Re: basic solr cloud questions
2011/9/29 Yury Kats yuryk...@yahoo.com: True, but there is a big gap between goals and current state. Right now, there is distributed search, but not distributed indexing or auto-sharding, or auto-replication. So if you want to use the SolrCloud now (as many of us do), you need do a number of things yourself, even if they might be done by SolrCloud automatically in the future. There is a patch in Jira: https://issues.apache.org/jira/browse/SOLR-2355 that adds a update processor suitable for doing simple distributed indexing with current version of Solr. -- Sami Siren
Re: basic solr cloud questions
@Darren: I feel that the question itself is misleading. Creating shards is meant to separate out the data ... not keep the exact same copy of it. I think the two node setup that was attempted by Sam mislead him and us into thinking that configuring two nodes which are to be named shard1 ... somehow means that they are instantly replicated too ... this is not the case! I can see how this misunderstanding can develop as I too was confused until Yury cleared it up. @Sam: If you are interested in performing a quick exercise to understand the pieces involved for replication rather than sharding ... perhaps this link would be of help in taking you through it: http://pulkitsinghal.blogspot.com/2011/09/setup-solr-master-slave-replication.html - Pulkit 2011/9/27 Yury Kats yuryk...@yahoo.com: On 9/27/2011 5:16 PM, Darren Govoni wrote: On 09/27/2011 05:05 PM, Yury Kats wrote: You need to either submit the docs to both nodes, or have a replication setup between the two. Otherwise they are not in sync. I hope that's not the case. :/ My understanding (or hope maybe) is that the new Solr Cloud implementation will support auto-sharding and distributed indexing. This means that shards will receive different documents regardless of which node received the submitted document (spread evenly based on a hash-node assignment). Distributed queries will thus merge all the solr shard/node responses. All cores in the same shard must somehow have the same index. Only then can you continue servicing searches when individual cores fail. Auto-sharding and distributed indexing don't have anything to do with this. In the future, SolrCloud may be managing replication between cores in the same shard automatically. But right now it does not.

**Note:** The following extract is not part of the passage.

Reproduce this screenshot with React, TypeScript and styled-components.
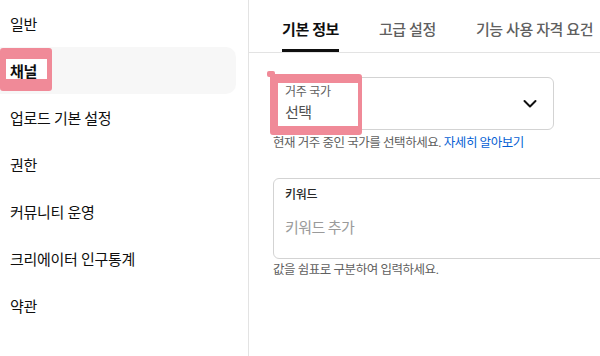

basic solr cloud questions
Hi all I'm a relatively new solr user, and recently I discovered the interesting solr cloud feature. I have some basic questions: (please excuse me if I get the terminologies wrong) - from my understanding, this is still a work in progress. How mature is it? Is there any estimate on the official release? - has the solr_cluster.properties configuration been implemented? it's mentioned in http://wiki.apache.org/solr/NewSolrCloudDesign. I was trying to play with it a bit but I couldn't find the file. - I tried to to setup a two node, 1 shard cluster, e.g. active active solr with fault tolerance. (this isn't possible with the old replication feature right?) I have both instances of solr configured to use core name=collection1 instanceDir=. shard=shard1/, and I started each instance with its own instance of zookeeper to form an ensemble. From the zookeeper admin page, I can see both nodes under shard1. I can submit documents fine. However, when I do a search, it appears that only one node has the submitted documents. (e.g. if I keep refreshing, I get different results depending on which node gets assigned the work). My search url is http://localhost:8983/solr/collection1/select?distrib=trueq=*.*. Did I miss something? thanks
Re: basic solr cloud questions
On 09/27/2011 05:05 PM, Yury Kats wrote: You need to either submit the docs to both nodes, or have a replication setup between the two. Otherwise they are not in sync. I hope that's not the case. :/ My understanding (or hope maybe) is that the new Solr Cloud implementation will support auto-sharding and distributed indexing. This means that shards will receive different documents regardless of which node received the submitted document (spread evenly based on a hash-node assignment). Distributed queries will thus merge all the solr shard/node responses. This is similar in theory to how memcache and other big scale DHT's work. If its just manually replicated indexes then its not really a step forward from current Solr. :/
Re: basic solr cloud questions
On 9/27/2011 5:16 PM, Darren Govoni wrote: On 09/27/2011 05:05 PM, Yury Kats wrote: You need to either submit the docs to both nodes, or have a replication setup between the two. Otherwise they are not in sync. I hope that's not the case. :/ My understanding (or hope maybe) is that the new Solr Cloud implementation will support auto-sharding and distributed indexing. This means that shards will receive different documents regardless of which node received the submitted document (spread evenly based on a hash-node assignment). Distributed queries will thus merge all the solr shard/node responses. All cores in the same shard must somehow have the same index. Only then can you continue servicing searches when individual cores fail. Auto-sharding and distributed indexing don't have anything to do with this. In the future, SolrCloud may be managing replication between cores in the same shard automatically. But right now it does not.